ABSTRACT

No nation is pure or homogeneous in terms of race, ethnicity and culture. Any nation contains cultural difference within its boundary. This difference is, however, often forgotten in the discursive representation of the nation as a racially and culturally homogeneous entity. As Stuart Hall argues, “a nation is not only a political entity but something which produces meanings – a system of cultural representation” (1992: 292). Likewise, Japan’s national identity is produced and reproduced by discursive strategies, rather than by a reality itself (Iwabuchi 1994).
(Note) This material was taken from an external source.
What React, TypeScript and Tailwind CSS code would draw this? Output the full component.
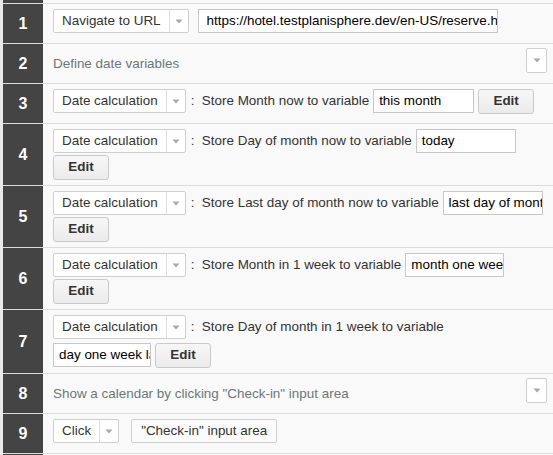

No one would deny, for example, that since the colonization of Korea in 1910, if not before, resident Koreans have been found in Japan, and about 700,000 of them continue to live in Japan today. 1 Their existence, however, has not been acknowledged as constitutive of Japan, its society and culture, in either Japanese official discourse or the media. The Japanese media have tended to represent resident Koreans as irrelevant to Japanese national life, by neglecting them altogether, or representing them in such a manner that they are confined to a space of eternal victimhood: victims of Japan’s past colonialism. Resident Koreans had to be forgotten or somehow completely separated from the ongoing process of constructing modern Japan in order to imagine Japan as a monoracial nation, an imagining which necessitated a clear break from the colonialist past: resident Koreans are neither in nor of Japan.